Matters of church and state appear poised to collide in the corridors of a Vancouver Island hospital.
And it really is a question of life and death.
On one side you have the Catholic church, owners of St. Joseph’s Hospital in Comox, which says the facility’s rejection of doctor-assisted death on its premises is a matter of faith and should be allowed to stand on those grounds.
On the other side you have a Comox doctor and his supporters who say assisted dying is now a court-mandated right, one that Canadians should be able to access in all publicly funded hospitals.
And sitting ringside is Island Health, which is prepared to support St. Joseph’s in its position, at least until politically ordered to do otherwise.
“If an Island Health facility such as a religiously-affiliated hospital does not want to perform the service, we will work with the facility, patient, family, care providers and others in finding alternative locations and providers,” the health authority said in a statement released Friday to Black Press.
The Supreme Court legalized doctor-assisted dying in a landmark February 2015 ruling that will go into effect in June of this year.
As the federal government works on massaging that ruling into law, Comox general practitioner Dr. Jonathan Reggler is lobbying hard to make sure that law applies to hospitals across the board.
He believes leaving a loophole for faith-based institutions will create inequities for smaller communities like the Comox Valley that are only served by a single, faith-based hospital. He predicts patients being transported away from their families to hospitals in Campbell River or Nanaimo, and their care turned over to an unfamiliar team of doctors and nurses, when there is no good medical reason to do so.
“It’s something rather disturbing that we can boot someone because it doesn’t suit the doctrine of the hospital,” he said. “This is not about church-bashing. There is no place for a faith-based organization to assert its will over the Charter of Rights.”
St. Joseph’s CEO Jane Murphy said her organization is awaiting legislative guidance, but the views of the church are clear.
“We can’t speculate as to the finer points of what the legislation may look like. Our position on physician-assisted death is consistent with the Catholic Health Care Ethical Guidelines, and St. Joseph’s will not be providing or promoting physician-assisted death,” she said in a prepared statement. “We are hopeful that legislation will respect the diverse perspectives on physician-assisted death.”
Reggler said the lawmakers and the policy makers need to recognize that even though the church owns the hospital’s bricks and mortar, it serves a larger community. He said just 12 per cent of the community is Catholic, while 87 per cent of British Columbians support doctor-assisted dying.
And while St. Joseph’s is Vancouver Island’s only Catholic hospital, the Comox situation is repeated in many communities across Canada and affects several big city hospitals as well.

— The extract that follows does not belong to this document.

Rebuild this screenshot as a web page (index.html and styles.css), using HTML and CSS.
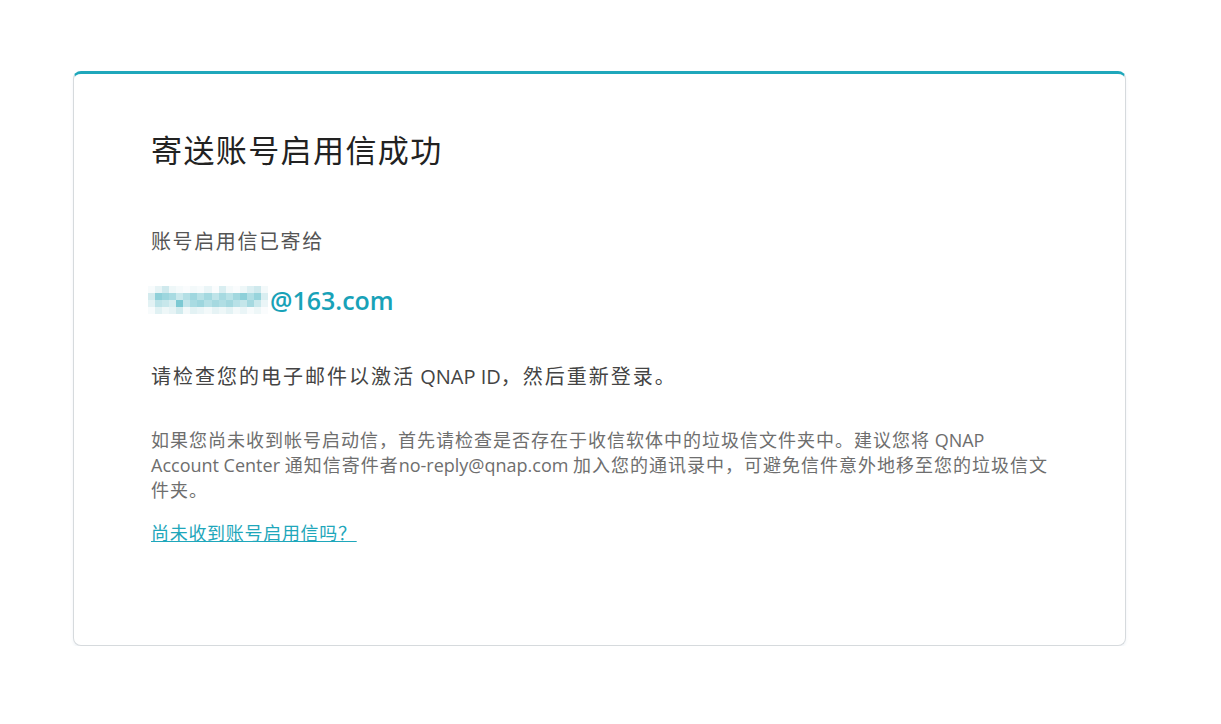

He said he support’s the most recent recommendations of the federal committee drafting the new law and encourages Vancouver Islanders to lobby their MPs directly and through the website dyingwithdignity.ca to see them adopted.
“The whole point of what I’m doing is that it is crucial that all publicly funded hospitals be required to provide this service,” he said. “The hospital would prohibit it unless ordered otherwise.
Murphy said the hospital remains committed to providing exemplary care to those nearing the end of their lives.
“We will continue to emphasize compassionate end-of-life care through palliative and hospice care approaches and we will work within the legislative framework that is developed,” she said.
Reggler agreed that the end-of-life care provided at St. Joseph’s is excellent, but said there is an opportunity here to make it better that shouldn’t be missed.
“We will have in this community a few people who will die at St. Joseph’s in pain and distress and they did not need to. And it will happen.”
Assisted dying rules followed by Island Health
The Vancouver Island Health Authority has issued a statement on how it plans to deal with Vancouver Island-based doctor-assisted dying requests prior to June
“During the interim period before the federal government brings in legislation later this spring, the courts will ensure appropriate safeguards are in place if someone was to seek a physician-assisted death. No physician can engage in assisted dying unless there is an exemption granted by court order.
“In addition, both the B.C. Courts and the College of Physicians and Surgeons have published guidelines regarding safe and appropriate access to physician-assisted death during the interim period. These include requirements that two physicians submit evidence as part of a court application and that physicians must have the appropriate skills, training and competencies to carry out this service.
“In the event health authorities, including Island Health, became aware of an application for a physician-assisted death in our facilities, we would liaise with the Ministry of Health and follow processes set out by the courts, the college, the Ministry and any other regulatory agencies.”